Al margen: La última vez que fui a BsAs. tomé una foto al infinito de reflejos que se forma cuando dos espejos se enfrentan. Me dió trabajo lograr no aparecer reflejado nunca. Fue en uno de los baños del Buenos Aires Design, en Recoleta, y está muy curiosa. Tengo algo de raye con lo que esta adentro de lo que está adentro no?, se acuerdan de mi mención al envase del pulidor Bao?, siempre pienso en esas cosas como el catalejo, las antiguas antenas de las radios a transistor…, que se to…, ¿no habré sido canguro en otra vida?
Besos y saludos para todos.
en el artículo anterior donde se lee "que se to...", debe leerse: que sé yo...
disculpen.
Sí Mónica, yo creo que hay algo de nuestra persona en todo esto. Por algo nos suceden estas cosas, no sé a quién o a qué atribuirlo pero suceden. Desde cierto ángulo lo veo así: en el fondo, aunque algunos de nosotros seamos madres o padres, queremos seguir siendo Hijos, nos gusta y necesitamos ser cuidados por otros.

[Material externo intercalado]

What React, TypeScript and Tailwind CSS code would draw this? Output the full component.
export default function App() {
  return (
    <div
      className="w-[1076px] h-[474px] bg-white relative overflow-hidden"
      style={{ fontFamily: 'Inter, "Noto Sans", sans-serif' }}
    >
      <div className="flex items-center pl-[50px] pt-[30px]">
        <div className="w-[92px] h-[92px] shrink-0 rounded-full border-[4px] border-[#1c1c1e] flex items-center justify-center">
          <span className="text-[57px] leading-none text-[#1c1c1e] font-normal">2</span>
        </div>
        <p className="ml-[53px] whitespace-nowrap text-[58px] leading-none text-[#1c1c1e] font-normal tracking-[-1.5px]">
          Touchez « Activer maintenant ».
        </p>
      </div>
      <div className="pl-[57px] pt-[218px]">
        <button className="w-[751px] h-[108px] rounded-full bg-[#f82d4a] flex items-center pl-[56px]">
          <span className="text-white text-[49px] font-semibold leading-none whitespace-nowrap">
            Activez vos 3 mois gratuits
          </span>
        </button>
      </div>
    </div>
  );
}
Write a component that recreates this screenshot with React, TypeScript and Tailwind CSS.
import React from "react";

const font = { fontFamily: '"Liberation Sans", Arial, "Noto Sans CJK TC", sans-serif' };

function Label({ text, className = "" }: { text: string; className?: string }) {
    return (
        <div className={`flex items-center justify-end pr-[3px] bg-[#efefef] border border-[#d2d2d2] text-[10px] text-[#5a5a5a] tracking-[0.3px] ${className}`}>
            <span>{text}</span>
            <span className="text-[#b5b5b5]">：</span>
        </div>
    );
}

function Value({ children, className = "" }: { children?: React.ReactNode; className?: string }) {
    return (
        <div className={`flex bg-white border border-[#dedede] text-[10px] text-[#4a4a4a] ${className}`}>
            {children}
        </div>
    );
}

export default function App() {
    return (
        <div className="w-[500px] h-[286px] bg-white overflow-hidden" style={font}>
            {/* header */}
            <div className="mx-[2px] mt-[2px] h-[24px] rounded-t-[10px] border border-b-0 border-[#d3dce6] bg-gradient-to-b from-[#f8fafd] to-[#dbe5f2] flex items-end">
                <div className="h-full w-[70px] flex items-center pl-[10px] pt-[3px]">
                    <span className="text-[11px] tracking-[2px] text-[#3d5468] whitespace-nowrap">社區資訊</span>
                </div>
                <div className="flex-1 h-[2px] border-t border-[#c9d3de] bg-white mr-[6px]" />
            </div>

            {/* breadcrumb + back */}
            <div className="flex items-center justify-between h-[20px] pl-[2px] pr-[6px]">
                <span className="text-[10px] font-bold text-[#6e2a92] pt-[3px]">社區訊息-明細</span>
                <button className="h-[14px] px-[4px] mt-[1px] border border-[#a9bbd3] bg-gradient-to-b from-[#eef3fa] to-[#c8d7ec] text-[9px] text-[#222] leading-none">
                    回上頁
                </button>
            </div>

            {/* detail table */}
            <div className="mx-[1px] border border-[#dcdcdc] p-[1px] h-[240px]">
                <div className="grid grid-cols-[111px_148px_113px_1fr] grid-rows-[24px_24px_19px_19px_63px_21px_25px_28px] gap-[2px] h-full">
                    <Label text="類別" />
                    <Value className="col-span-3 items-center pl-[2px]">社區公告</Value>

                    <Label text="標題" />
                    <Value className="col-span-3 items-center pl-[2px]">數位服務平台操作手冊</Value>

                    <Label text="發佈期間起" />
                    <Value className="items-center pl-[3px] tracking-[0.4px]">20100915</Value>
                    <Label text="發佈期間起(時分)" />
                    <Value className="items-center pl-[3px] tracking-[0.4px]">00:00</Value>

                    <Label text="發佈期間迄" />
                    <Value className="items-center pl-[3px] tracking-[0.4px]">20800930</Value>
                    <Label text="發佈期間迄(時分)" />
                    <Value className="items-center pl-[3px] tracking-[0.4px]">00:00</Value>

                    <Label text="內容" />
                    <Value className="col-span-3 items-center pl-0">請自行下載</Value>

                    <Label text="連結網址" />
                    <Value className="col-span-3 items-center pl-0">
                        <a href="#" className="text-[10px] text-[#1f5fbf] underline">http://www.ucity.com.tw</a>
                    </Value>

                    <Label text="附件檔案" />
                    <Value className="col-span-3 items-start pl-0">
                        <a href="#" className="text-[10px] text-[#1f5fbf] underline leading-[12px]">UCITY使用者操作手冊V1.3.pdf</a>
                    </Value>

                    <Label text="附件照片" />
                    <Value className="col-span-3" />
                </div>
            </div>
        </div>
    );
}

Las muñecas rusas tienen lo suyo, siempre me impactaron, una mezcla de fascinación y misterio insondable. El jugar a ser el más chiquito quizás tenga que ver con lo que comentó Mónica y lo que escribí yo ahora, ¿no?
¿Cómo eran las antiguas antenas de las radios a transistor? Esa clase falté...
Deberìas estudiar cerrajerìa. No te parece? Abrazos.
Retráctiles, al extenderlas iban saliendo los tramos uno de adentro del anterior cada vez y hasta el último, y al retraerlas lo contrario.
Estimadísima Doña Mónica con Jotas, dilemas con la maternidad que le voy a decir..., mi vieja murió siendo yo un niño, y la creación es mi vida. Usted es atenta lectora y por demás perspicaz, una visitante así me gustaría para mi blog.
Así que si le gusta entrar a estos antros la invito a que se de una vueltita por www.yamanducuevas.blogspot.com, será un placer recibirla.
Beso grande.
Sí, yo pensé lo mismo, la lectura de MJ fue fina.
También me gustó lo de la cerrajería, muy fresca. Y al joven lector, bienvenido, no sabía que le gustaban estas cosas.